In passing upon tbe amendment to article 3519, in Lockhart v. Lockhart, 113 La. 872, 37 South. 860, we say:
“The amendment, therefore, consists of a distinct clause, declaring under what circumstances a suit shall be considered abandoned. It was unnecessary to declare under what circumstances a suit should be considered discontinued, because it is commonly understood that such a result is accomplished when the plaintiff appears in court and voluntarily withdraws it; but the matter of abandonment was one of interpretation, depending upon circumstances and conduct, and subject to no fixed rule. It was therefore, as we think, the purpose of the General Assembly to substitute such certainty for uncertainty, and, it being known when a suit is no longer pending in a court because of its having been discontinued, to make it known when it is no longer pending in court because of its having been abandoned.”

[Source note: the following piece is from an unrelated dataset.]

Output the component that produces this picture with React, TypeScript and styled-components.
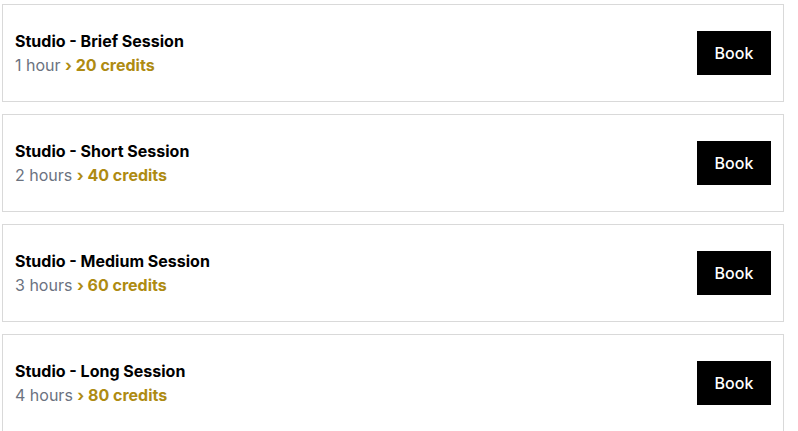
import React from 'react'
import styled, { createGlobalStyle } from 'styled-components'

const GlobalStyle = createGlobalStyle`
  body {
    margin: 0;
    background: #fff;
    font-family: Inter, "Noto Sans", sans-serif;
  }
`

const List = styled.div`
  display: flex;
  flex-direction: column;
  gap: 12px;
  padding: 4px 14px 0 2px;
`

const Card = styled.div`
  display: flex;
  align-items: center;
  justify-content: space-between;
  height: 98px;
  box-sizing: border-box;
  padding: 0 12px;
  border: 1px solid #d9d9d9;
  background: #fff;
`

const Info = styled.div`
  display: flex;
  flex-direction: column;
`

const Title = styled.div`
  font-size: 16px;
  line-height: 24px;
  font-weight: 650;
  color: #000;
`

const Meta = styled.div`
  font-size: 16px;
  line-height: 24px;
  color: #6b7280;
`

const Credits = styled.span`
  font-weight: 700;
  color: #ae8b12;
`

const BookButton = styled.button`
  width: 74px;
  height: 44px;
  border: none;
  background: #000;
  color: #fff;
  font-family: Inter, "Noto Sans", sans-serif;
  font-size: 16px;
  font-weight: 500;
  cursor: pointer;
`

const sessions = [
  { name: 'Brief', duration: '1 hour', credits: 20 },
  { name: 'Short', duration: '2 hours', credits: 40 },
  { name: 'Medium', duration: '3 hours', credits: 60 },
  { name: 'Long', duration: '4 hours', credits: 80 },
]

const App: React.FC = () => (
  <>
    <GlobalStyle />
    <List>
      {sessions.map((s) => (
        <Card key={s.name}>
          <Info>
            <Title>Studio - {s.name} Session</Title>
            <Meta>
              {s.duration} <Credits>› {s.credits} credits</Credits>
            </Meta>
          </Info>
          <BookButton>Book</BookButton>
        </Card>
      ))}
    </List>
  </>
)

export default App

This ruling was followed in City of New Orleans v. New Orleans Jockey Club, 129 La. 64, 55 South. 711.
Plaintiff argues that inasmuch as the mortgage sued upon by it is not prescribed that it will be useless to dismiss its suit on the ground of abandonment; that. it can renew its suit immediately after dismissal. The only question presented to the court for consideration is whether this suit has been abandoned by plaintiff or not; the question of prescription is not before us, and we make no ruling with reference to it.
As the present suit falls within the terms and meaning of the statute enacted for the purpose of determining when a suit is abandoned, and as no further proceedings can be had with reference to a suit declared to have been abandoned than to strike it from the docket, there is no error in the judgment appealed from.